Acqua con unico contatore: cosa succede?

Nei condomini, il contratto con la società dell’acqua è quasi sempre gestito a livello centrale dall’amministratore ossia dal condominio stesso. Anche quando i singoli

appartamenti sono dotati di un proprio contatore, l’utenza è unica; i contatori individuali hanno solo lo scopo di ripartire in modo certo i consumi tra i proprietari degli appartamenti; ma la loro funzione ha un uso puramente “interno” e non può essere fatta valere nei confronti della società fornitrice.

Le spese relative al consumo dell’acqua vanno quindi ricomprese negli oneri condominiali e, pertanto, vanno pagate dai condomini insieme a tutte le altre voci dei contributi dovuti al condominio per l’ordinaria amministrazione.

Contestazione dei consumi di acqua

Il condomino che voglia contestare il riparto dei consumi di acqua e un addebito eccessivo di spesa a proprio carico deve però muoversi prima che l’amministratore gli chieda il pagamento. Egli deve infatti impugnare la delibera dell’assemblea con cui è stato approvato il piano di riparto entro 30 giorni dalla sua adozione (o, per i soli assenti, dalla comunicazione del verbale fatta dall’amministratore). Chi fa scadere questo termine non può neanche opporsi all’eventuale

decreto ingiuntivo notificatogli dal condominio (per quanto la legge consenta l’opposizione al decreto nei 40 giorni successivi alla sua notifica). Insomma, non resta che pagare.

Contatore condominiale guasto: che succede?

Se il contatore condominiale dell’acqua è guasto ma l’assemblea ha approvato il piano di riparto senza che la delibera fosse impugnata dal condomino, bisogna pagare la bolletta sproporzionata.
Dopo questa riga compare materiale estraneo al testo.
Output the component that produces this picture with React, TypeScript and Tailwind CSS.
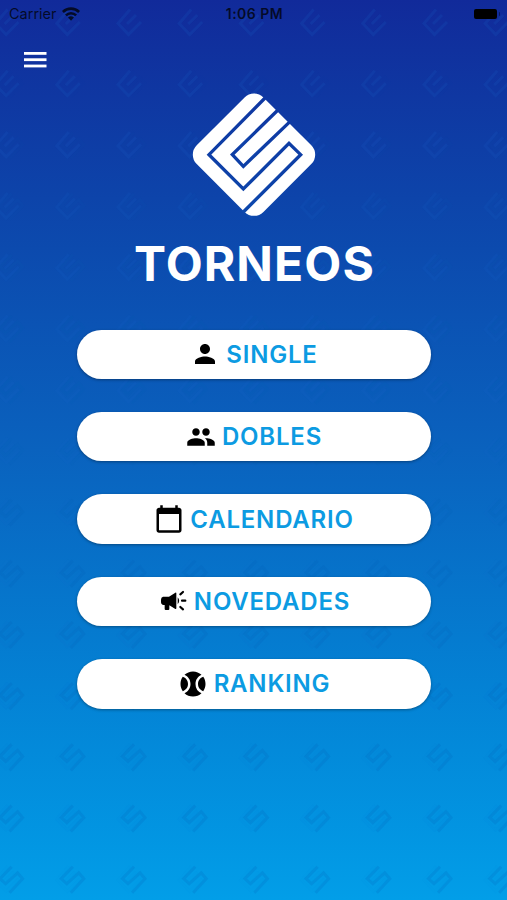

Solo l’intervento del giudice, infatti, che dichiari nulla la delibera dell’assemblea, può impedire al proprietario di non pagare l’acqua condominiale assumendo che vi sia stato un errore nella ripartizione dei consumi. È questo il chiarimento fornito dalla Cassazione.

La Corte si è richiamata al principio – ormai consolidato all’interno della giurisprudenza e di cui abbiamo dato spiegazione nel precedente paragrafo – secondo cui, per contestare gli oneri condominiali è necessario prima impugnare la delibera dell’assemblea che ripartisce gli oneri stessi tra i vari proprietari e, dopo, che il giudice annulli la delibera ritenendola viziata.

Risultato: il condomino che fa scadere i termini e non impugna la delibera di approvazione del consuntivo è tenuto a pagare i consumi eccessivi dell’acqua anche se il contatore è guasto.

Se l’amministratore, dopo la regolare approvazione del consuntivo nel corso della riunione condominiale, chiede e ottiene un decreto ingiuntivo per il pagamento dei consumi idrici insoluti, il condomino debitore non può più proporre opposizione: è ormai fuori termine. Doveva prima far annullare la delibera.

La vicenda

Nella vicenda esaminata, un condominio otteneva un decreto ingiuntivo nei confronti di un condomino per il mancato pagamento degli oneri condominiali approvati all’unanimità dall’assemblea con il bilancio consuntivo nel quale era stato inserito il riparto relativo al consumo dell’acqua.

Il decreto ingiuntivo veniva opposto dal condomino, il quale deduceva l’erronea contabilizzazione dei consumi idrici dovuta ad un vizio del contatore, in quanto l’appartamento in quel periodo era rimasto disabitato. L’opposizione veniva rigettata dal giudice di pace sulla scorta della

mancata impugnazione della delibera che aveva approvato il riparto dei consumi idrici, mentre il tribunale, quale giudice di appello, accoglieva il gravame, revocando il decreto ingiuntivo opposto con conseguente rigetto della domanda di rimborso formulata dal condominio.

La Cassazione, nel considerare le spese relative al consumo idrico rientranti negli oneri condominiali, lo ha accolto, ribadendo che nel procedimento di opposizione a decreto ingiuntivo emesso per la riscossione dei suddetti contributi, il giudice deve limitarsi a verificare la perdurante esistenza ed efficacia delle relative delibere assembleari, senza poter sindacare, in via incidentale, la loro validità, essendo tale sindacato riservato al giudice davanti al quale dette delibere siano state impugnate.

Ove dunque la delibera non sia stata impugnata, ha concluso la Cassazione, essa assume efficacia vincolante e l’addebito di consumi, erroneamente contabilizzati dal contatore dell’unità individuale, va fatto valere appunto con l’impugnazione della delibera di riparto della spesa e non con l’opposizione al decreto ingiuntivo.